Der Urner Lukas von Deschwanden spricht über sein Privileg, mit dem Handballsport den Lebensunterhalt zu verdienen.
Lukas von Deschwanden, Handballprofi in Stuttgart.

Endlich Feierabend. Den Moment, den sich viele nach acht Stunden harter Arbeit so herbeisehnen. Das sieht bei mir anders aus: Es ist 15 Uhr und ich bin vom Abschlusstraining nach Hause gekommen. Um 12.30 Uhr hatten wir Videostudium. Nach der anschliessenden Taktik-Einheit war meine Arbeitszeit beendet. Macht mich nun dieser zwei-Stunden-Arbeitsalltag zu einer Urner Persönlichkeit, welche hier in dieser Kolumne seine Gedanken äussern darf?

Kürzlich am Familien-Tisch in Altdorf habe ich meinen jüngeren Bruder zu seinem Arbeitsalltag befragt. Je mehr ich erfahren habe, desto mehr wurde mir bewusst, dass ich noch nie wirklich gearbeitet habe. Okay, ich habe ein Studium an der Uni Bern abgeschlossen. Aber von frühmorgens bis spätabends körperlich zu arbeiten – das ist mir fremd.

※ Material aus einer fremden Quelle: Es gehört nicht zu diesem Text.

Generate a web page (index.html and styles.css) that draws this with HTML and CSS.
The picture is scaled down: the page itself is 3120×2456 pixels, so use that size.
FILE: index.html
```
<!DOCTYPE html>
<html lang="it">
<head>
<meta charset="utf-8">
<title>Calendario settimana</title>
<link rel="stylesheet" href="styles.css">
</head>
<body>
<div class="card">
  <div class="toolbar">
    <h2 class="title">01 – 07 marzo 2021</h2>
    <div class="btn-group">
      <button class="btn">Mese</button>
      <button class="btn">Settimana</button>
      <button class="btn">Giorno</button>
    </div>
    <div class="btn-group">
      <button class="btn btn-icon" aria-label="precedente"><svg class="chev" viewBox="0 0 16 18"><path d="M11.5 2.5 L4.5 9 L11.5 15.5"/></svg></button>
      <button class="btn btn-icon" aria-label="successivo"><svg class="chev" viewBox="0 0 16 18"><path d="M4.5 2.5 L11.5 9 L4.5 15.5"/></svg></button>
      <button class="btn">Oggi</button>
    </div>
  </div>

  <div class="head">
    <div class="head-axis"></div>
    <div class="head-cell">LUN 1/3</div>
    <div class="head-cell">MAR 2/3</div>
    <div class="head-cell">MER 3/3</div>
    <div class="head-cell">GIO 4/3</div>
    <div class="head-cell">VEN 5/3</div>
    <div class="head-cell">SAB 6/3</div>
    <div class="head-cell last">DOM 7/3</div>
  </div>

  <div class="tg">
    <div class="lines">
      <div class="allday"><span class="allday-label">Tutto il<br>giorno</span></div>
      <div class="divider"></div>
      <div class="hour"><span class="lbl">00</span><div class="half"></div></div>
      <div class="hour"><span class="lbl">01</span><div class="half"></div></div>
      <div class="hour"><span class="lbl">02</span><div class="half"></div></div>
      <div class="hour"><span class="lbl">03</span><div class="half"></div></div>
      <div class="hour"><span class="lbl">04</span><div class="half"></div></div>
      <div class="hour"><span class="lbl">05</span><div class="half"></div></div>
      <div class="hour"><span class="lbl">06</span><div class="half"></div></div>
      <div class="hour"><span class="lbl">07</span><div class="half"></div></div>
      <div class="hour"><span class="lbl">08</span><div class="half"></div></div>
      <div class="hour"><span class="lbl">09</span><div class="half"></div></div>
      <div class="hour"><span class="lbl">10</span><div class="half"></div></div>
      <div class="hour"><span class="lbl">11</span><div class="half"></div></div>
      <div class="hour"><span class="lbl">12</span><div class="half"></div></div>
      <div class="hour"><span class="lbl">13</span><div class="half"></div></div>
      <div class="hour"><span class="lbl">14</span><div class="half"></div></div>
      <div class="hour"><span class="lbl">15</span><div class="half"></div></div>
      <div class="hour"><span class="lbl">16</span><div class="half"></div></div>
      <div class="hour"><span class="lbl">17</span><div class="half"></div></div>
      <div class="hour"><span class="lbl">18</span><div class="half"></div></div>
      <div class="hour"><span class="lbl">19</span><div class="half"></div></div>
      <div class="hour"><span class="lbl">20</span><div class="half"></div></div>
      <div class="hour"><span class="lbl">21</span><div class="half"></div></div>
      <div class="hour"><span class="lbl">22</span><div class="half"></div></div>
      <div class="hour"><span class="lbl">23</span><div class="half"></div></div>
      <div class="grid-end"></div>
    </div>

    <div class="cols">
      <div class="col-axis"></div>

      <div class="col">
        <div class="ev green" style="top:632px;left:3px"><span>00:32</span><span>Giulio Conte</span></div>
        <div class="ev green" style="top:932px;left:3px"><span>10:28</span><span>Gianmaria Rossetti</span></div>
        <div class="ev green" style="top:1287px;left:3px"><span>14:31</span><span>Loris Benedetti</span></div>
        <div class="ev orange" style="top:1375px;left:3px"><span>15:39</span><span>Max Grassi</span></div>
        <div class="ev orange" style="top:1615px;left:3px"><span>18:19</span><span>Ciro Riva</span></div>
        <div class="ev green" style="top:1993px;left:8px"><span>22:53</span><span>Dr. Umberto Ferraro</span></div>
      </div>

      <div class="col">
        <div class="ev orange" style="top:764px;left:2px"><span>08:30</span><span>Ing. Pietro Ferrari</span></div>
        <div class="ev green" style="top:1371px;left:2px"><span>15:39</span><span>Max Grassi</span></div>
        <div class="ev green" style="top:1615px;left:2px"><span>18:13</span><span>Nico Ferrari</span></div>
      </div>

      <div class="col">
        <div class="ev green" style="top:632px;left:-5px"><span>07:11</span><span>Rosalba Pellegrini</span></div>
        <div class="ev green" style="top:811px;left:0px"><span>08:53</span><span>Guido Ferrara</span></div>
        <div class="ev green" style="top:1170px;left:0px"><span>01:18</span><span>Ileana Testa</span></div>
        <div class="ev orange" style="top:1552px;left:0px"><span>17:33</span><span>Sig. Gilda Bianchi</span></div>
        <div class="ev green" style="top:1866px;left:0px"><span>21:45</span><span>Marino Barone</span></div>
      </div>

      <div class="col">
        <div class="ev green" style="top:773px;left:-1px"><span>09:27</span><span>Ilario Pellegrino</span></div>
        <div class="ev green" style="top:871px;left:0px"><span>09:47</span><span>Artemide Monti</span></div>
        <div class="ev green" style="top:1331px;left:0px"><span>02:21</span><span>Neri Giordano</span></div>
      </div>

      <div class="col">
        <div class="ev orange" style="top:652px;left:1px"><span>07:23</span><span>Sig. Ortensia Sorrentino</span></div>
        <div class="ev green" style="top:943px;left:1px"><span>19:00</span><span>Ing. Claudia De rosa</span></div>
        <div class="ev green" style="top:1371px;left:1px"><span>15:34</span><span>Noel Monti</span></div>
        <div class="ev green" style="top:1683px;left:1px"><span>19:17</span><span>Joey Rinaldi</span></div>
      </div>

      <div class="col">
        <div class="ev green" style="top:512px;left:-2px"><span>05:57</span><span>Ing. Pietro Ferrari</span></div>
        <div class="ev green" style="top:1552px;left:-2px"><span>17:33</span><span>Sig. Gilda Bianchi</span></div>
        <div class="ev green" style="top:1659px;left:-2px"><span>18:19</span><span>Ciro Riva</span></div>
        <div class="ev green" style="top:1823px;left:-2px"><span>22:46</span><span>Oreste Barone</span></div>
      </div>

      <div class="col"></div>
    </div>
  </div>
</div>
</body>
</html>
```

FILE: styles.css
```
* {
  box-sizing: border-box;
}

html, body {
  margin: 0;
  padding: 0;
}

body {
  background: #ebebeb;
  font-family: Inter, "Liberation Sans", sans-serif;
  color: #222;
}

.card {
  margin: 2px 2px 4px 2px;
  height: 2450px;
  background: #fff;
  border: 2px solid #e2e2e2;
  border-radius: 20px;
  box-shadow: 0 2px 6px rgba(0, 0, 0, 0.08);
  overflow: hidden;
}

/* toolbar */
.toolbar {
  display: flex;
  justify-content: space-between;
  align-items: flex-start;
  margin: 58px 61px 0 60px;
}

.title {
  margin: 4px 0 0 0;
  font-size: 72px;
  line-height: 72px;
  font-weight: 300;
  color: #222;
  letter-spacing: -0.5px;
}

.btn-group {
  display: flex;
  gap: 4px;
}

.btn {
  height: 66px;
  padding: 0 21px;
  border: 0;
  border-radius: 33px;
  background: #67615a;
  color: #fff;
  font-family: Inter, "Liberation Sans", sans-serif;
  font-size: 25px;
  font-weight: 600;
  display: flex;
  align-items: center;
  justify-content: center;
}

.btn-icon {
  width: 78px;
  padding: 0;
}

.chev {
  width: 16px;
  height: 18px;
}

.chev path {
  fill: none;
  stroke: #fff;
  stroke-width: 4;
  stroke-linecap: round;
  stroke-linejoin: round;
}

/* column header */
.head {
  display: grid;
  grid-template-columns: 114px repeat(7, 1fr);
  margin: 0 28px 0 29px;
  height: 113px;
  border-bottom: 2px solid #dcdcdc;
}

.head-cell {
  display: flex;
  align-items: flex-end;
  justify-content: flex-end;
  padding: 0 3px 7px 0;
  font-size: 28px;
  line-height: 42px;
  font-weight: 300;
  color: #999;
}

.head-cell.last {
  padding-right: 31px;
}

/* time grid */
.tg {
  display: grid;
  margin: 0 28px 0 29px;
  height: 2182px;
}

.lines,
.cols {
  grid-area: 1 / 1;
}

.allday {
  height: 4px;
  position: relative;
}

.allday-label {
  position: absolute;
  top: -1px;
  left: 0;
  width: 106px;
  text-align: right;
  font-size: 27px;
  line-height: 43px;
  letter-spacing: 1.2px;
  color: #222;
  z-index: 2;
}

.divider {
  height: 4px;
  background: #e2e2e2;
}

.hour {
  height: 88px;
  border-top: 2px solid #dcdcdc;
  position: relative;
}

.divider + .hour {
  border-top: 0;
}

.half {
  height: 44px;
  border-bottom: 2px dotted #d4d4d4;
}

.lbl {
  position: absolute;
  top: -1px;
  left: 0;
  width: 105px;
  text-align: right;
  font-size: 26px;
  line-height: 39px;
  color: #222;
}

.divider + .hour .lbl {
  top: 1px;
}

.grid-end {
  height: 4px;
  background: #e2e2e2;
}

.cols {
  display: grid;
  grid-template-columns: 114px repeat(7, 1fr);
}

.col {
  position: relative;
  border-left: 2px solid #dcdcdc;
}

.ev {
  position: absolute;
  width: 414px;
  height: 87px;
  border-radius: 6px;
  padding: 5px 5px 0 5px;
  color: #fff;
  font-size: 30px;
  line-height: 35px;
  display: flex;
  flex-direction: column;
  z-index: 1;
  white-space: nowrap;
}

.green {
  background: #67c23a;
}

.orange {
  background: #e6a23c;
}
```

Ich war zum Beispiel sehr beeindruckt, dass mein Bruder ein grosses Team führt und tagtäglich auf der Baustelle Entscheidungen trifft, damit wir uns in unseren eigenen vier Wänden sicher fühlen. Sein Arbeitstag beginnt um 6 Uhr und endet oft lange nach Sonnenuntergang. Da frage ich mich, wie verdient mein 15-Uhr-Feierabend ist.

Trotzdem scheinen die paar Stunden Handball für die Öffentlichkeit spannender zu sein, als beispielsweise die Frage, wie auf einer leeren Fläche ein modernes, bewohnbares Haus entsteht. Auf mein Leben in Stuttgart werde ich oft angesprochen und erhalte Aufmerksamkeit. Verstehen Sie nicht falsch, ich will mich nicht beklagen. Ich schätze das Privileg, mit Handball meinen Lebensunterhalt zu finanzieren. Trotzdem finde ich, sollten wir den Leuten, die mit ihrer Arbeit Alltägliches, aber Grosses leisten, mehr Anerkennung schenken.

Es ist schon reichlich spät für Neujahrsvorsätze. Aber ich finde, dieses Jahr sollten wir besonders den Leuten Wertschätzung entgegenbringen, welche nicht nur an einem Spiel, sondern auch im echten Leben für uns ihre Knochen hinhalten. Kleiner Bruder, du bis für mich ein ganz Grosser!